#### Supplied information

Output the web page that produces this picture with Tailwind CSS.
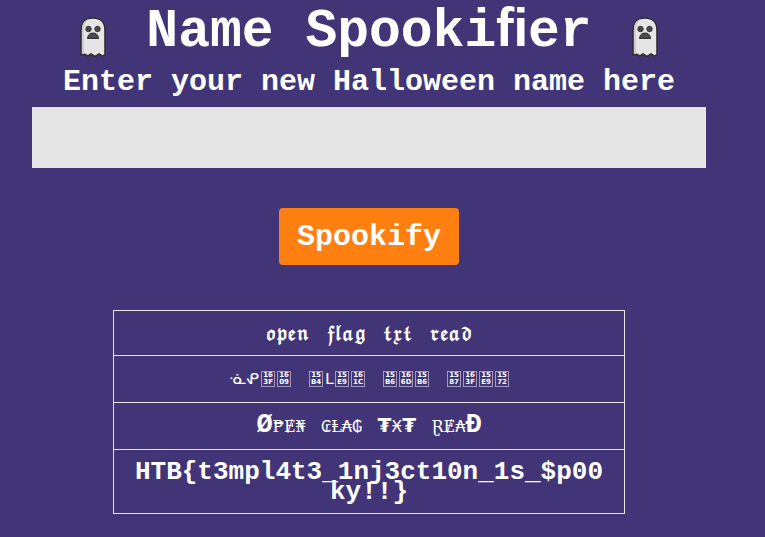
<!DOCTYPE html>
<html lang="en">
<head>
<meta charset="utf-8">
<meta name="viewport" content="width=device-width, initial-scale=1">
<title>Name Spookifier</title>
<script src="https://cdn.jsdelivr.net/npm/@tailwindcss/browser@4"></script>
</head>
<body class="min-h-screen overflow-x-hidden bg-[#423577] pl-8 pr-[59px] pb-5 font-['Liberation_Mono',monospace] font-bold text-white">
<svg class="hidden" aria-hidden="true">
  <symbol id="ghost" viewBox="0 0 26 40">
    <path d="M1 38V13C1 5 6 1 13 1s12 4 12 12v25l-3 1-3-2-3 2h-2l-3-2-3 2-4-2z" fill="#e5e5e5" stroke="#302f32" stroke-width="1.6" stroke-linejoin="round"/>
    <path d="M2 37V13C2 7 5 3 9 2 5 5 4 8 4 13v24z" fill="#cdcdcf"/>
    <circle cx="8.500" cy="12" r="2.700" fill="#4a4a4c" stroke="#303033"/>
    <circle cx="17.500" cy="12" r="2.700" fill="#4a4a4c" stroke="#303033"/>
    <path d="M7.500 21.500c0-3.500 2.500-5.500 5.500-5.500s5.500 2 5.500 5.500z" fill="#4a4a4c" stroke="#303033" stroke-linejoin="round"/>
  </symbol>
</svg>
<main class="flex flex-col items-center">
  <h1 class="flex h-16 items-center gap-10 whitespace-nowrap text-[53px] leading-[64px]">
    <svg class="mt-[10px] h-10 w-[26px]" role="img" aria-label="Ghost"><use href="#ghost"/></svg>
    <span>Name Spooki&#xFB01;er</span>
    <svg class="mt-[10px] h-10 w-[26px]" role="img" aria-label="Ghost"><use href="#ghost"/></svg>
  </h1>
  <form class="flex w-full flex-col items-center" onsubmit="return false">
    <label for="name" class="whitespace-nowrap text-[30px] leading-9">Enter your new Halloween name here</label>
    <input id="name" type="text" class="mt-[7px] h-[61px] w-full bg-[#e5e5e5] px-4 text-2xl text-black outline-none">
    <button type="submit" class="mt-10 h-[57px] rounded bg-[#ff7f11] px-[18px] text-[30px] leading-9">Spookify</button>
  </form>
  <table class="mt-[45px] w-full max-w-[512px] border-collapse text-center">
    <tbody>
      <tr><td class="h-[45px] border border-[#e5e5e5] pt-1 font-['DejaVu_Math_TeX_Gyre','DejaVu_Sans',serif] text-lg leading-5 font-bold whitespace-pre">𝔬𝔭𝔢𝔫   𝔣𝔩𝔞𝔤   𝔱𝔵𝔱   𝔯𝔢𝔞𝔡</td></tr>
      <tr><td class="h-[47px] border border-[#e5e5e5]">
        <div class="flex items-center justify-center gap-[18px] font-['DejaVu_Sans',sans-serif] text-base leading-4 font-normal">
          <span class="flex items-center gap-0.5"><span>ᓍᕵ</span><span class="w-3.5 border border-white/50 text-[7px] leading-[7px] font-bold">16<br>3F</span><span class="w-3.5 border border-white/50 text-[7px] leading-[7px] font-bold">16<br>09</span></span>
          <span class="flex items-center gap-0.5"><span class="w-3.5 border border-white/50 text-[7px] leading-[7px] font-bold">15<br>B4</span><span class="w-2">ᒪ</span><span class="w-3.5 border border-white/50 text-[7px] leading-[7px] font-bold">15<br>E9</span><span class="w-3.5 border border-white/50 text-[7px] leading-[7px] font-bold">16<br>1C</span></span>
          <span class="flex items-center gap-0.5"><span class="w-3.5 border border-white/50 text-[7px] leading-[7px] font-bold">15<br>B6</span><span class="w-3.5 border border-white/50 text-[7px] leading-[7px] font-bold">16<br>6D</span><span class="w-3.5 border border-white/50 text-[7px] leading-[7px] font-bold">15<br>B6</span></span>
          <span class="flex items-center gap-0.5"><span class="w-3.5 border border-white/50 text-[7px] leading-[7px] font-bold">15<br>87</span><span class="w-3.5 border border-white/50 text-[7px] leading-[7px] font-bold">16<br>3F</span><span class="w-3.5 border border-white/50 text-[7px] leading-[7px] font-bold">15<br>E9</span><span class="w-3.5 border border-white/50 text-[7px] leading-[7px] font-bold">15<br>72</span></span>
        </div>
      </td></tr>
      <tr><td class="h-[47px] border border-[#e5e5e5] font-['DejaVu_Serif','DejaVu_Sans',serif] text-base leading-5 font-normal whitespace-pre"><b class="font-['Liberation_Mono',monospace] text-[27px] leading-5">Ø</b>₱Ɇ₦   ₢Ⱡ₳₲   <b class="text-xl leading-5">₮</b>Ӿ<b class="text-xl leading-5">₮</b>   ⱤɆ₳<b class="font-['Liberation_Mono',monospace] text-[27px] leading-5">Đ</b></td></tr>
      <tr><td class="h-16 border border-[#e5e5e5] px-3.5 text-[26px] leading-5 break-all">HTB{t3mpl4t3_1nj3ct10n_1s_$p00ky!!}</td></tr>
    </tbody>
  </table>
</main>
</body>
</html>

########

• **Aim**
Working from the lines above, reproduce the material exactly and exclude its pictures.

• **Task response**
Output the web page that produces this picture with Tailwind CSS.
<!DOCTYPE html>
<html lang="en">
<head>
<meta charset="utf-8">
<meta name="viewport" content="width=device-width, initial-scale=1">
<title>Name Spookifier</title>
<script src="https://cdn.jsdelivr.net/npm/@tailwindcss/browser@4"></script>
</head>
<body class="min-h-screen overflow-x-hidden bg-[#423577] pl-8 pr-[59px] pb-5 font-['Liberation_Mono',monospace] font-bold text-white">
<svg class="hidden" aria-hidden="true">
  <symbol id="ghost" viewBox="0 0 26 40">
    <path d="M1 38V13C1 5 6 1 13 1s12 4 12 12v25l-3 1-3-2-3 2h-2l-3-2-3 2-4-2z" fill="#e5e5e5" stroke="#302f32" stroke-width="1.6" stroke-linejoin="round"/>
    <path d="M2 37V13C2 7 5 3 9 2 5 5 4 8 4 13v24z" fill="#cdcdcf"/>
    <circle cx="8.500" cy="12" r="2.700" fill="#4a4a4c" stroke="#303033"/>
    <circle cx="17.500" cy="12" r="2.700" fill="#4a4a4c" stroke="#303033"/>
    <path d="M7.500 21.500c0-3.500 2.500-5.500 5.500-5.500s5.500 2 5.500 5.500z" fill="#4a4a4c" stroke="#303033" stroke-linejoin="round"/>
  </symbol>
</svg>
<main class="flex flex-col items-center">
  <h1 class="flex h-16 items-center gap-10 whitespace-nowrap text-[53px] leading-[64px]">
    <svg class="mt-[10px] h-10 w-[26px]" role="img" aria-label="Ghost"><use href="#ghost"/></svg>
    <span>Name Spooki&#xFB01;er</span>
    <svg class="mt-[10px] h-10 w-[26px]" role="img" aria-label="Ghost"><use href="#ghost"/></svg>
  </h1>
  <form class="flex w-full flex-col items-center" onsubmit="return false">
    <label for="name" class="whitespace-nowrap text-[30px] leading-9">Enter your new Halloween name here</label>
    <input id="name" type="text" class="mt-[7px] h-[61px] w-full bg-[#e5e5e5] px-4 text-2xl text-black outline-none">
    <button type="submit" class="mt-10 h-[57px] rounded bg-[#ff7f11] px-[18px] text-[30px] leading-9">Spookify</button>
  </form>
  <table class="mt-[45px] w-full max-w-[512px] border-collapse text-center">
    <tbody>
      <tr><td class="h-[45px] border border-[#e5e5e5] pt-1 font-['DejaVu_Math_TeX_Gyre','DejaVu_Sans',serif] text-lg leading-5 font-bold whitespace-pre">𝔬𝔭𝔢𝔫   𝔣𝔩𝔞𝔤   𝔱𝔵𝔱   𝔯𝔢𝔞𝔡</td></tr>
      <tr><td class="h-[47px] border border-[#e5e5e5]">
        <div class="flex items-center justify-center gap-[18px] font-['DejaVu_Sans',sans-serif] text-base leading-4 font-normal">
          <span class="flex items-center gap-0.5"><span>ᓍᕵ</span><span class="w-3.5 border border-white/50 text-[7px] leading-[7px] font-bold">16<br>3F</span><span class="w-3.5 border border-white/50 text-[7px] leading-[7px] font-bold">16<br>09</span></span>
          <span class="flex items-center gap-0.5"><span class="w-3.5 border border-white/50 text-[7px] leading-[7px] font-bold">15<br>B4</span><span class="w-2">ᒪ</span><span class="w-3.5 border border-white/50 text-[7px] leading-[7px] font-bold">15<br>E9</span><span class="w-3.5 border border-white/50 text-[7px] leading-[7px] font-bold">16<br>1C</span></span>
          <span class="flex items-center gap-0.5"><span class="w-3.5 border border-white/50 text-[7px] leading-[7px] font-bold">15<br>B6</span><span class="w-3.5 border border-white/50 text-[7px] leading-[7px] font-bold">16<br>6D</span><span class="w-3.5 border border-white/50 text-[7px] leading-[7px] font-bold">15<br>B6</span></span>
          <span class="flex items-center gap-0.5"><span class="w-3.5 border border-white/50 text-[7px] leading-[7px] font-bold">15<br>87</span><span class="w-3.5 border border-white/50 text-[7px] leading-[7px] font-bold">16<br>3F</span><span class="w-3.5 border border-white/50 text-[7px] leading-[7px] font-bold">15<br>E9</span><span class="w-3.5 border border-white/50 text-[7px] leading-[7px] font-bold">15<br>72</span></span>
        </div>
      </td></tr>
      <tr><td class="h-[47px] border border-[#e5e5e5] font-['DejaVu_Serif','DejaVu_Sans',serif] text-base leading-5 font-normal whitespace-pre"><b class="font-['Liberation_Mono',monospace] text-[27px] leading-5">Ø</b>₱Ɇ₦   ₢Ⱡ₳₲   <b class="text-xl leading-5">₮</b>Ӿ<b class="text-xl leading-5">₮</b>   ⱤɆ₳<b class="font-['Liberation_Mono',monospace] text-[27px] leading-5">Đ</b></td></tr>
      <tr><td class="h-16 border border-[#e5e5e5] px-3.5 text-[26px] leading-5 break-all">HTB{t3mpl4t3_1nj3ct10n_1s_$p00ky!!}</td></tr>
    </tbody>
  </table>
</main>
</body>
</html>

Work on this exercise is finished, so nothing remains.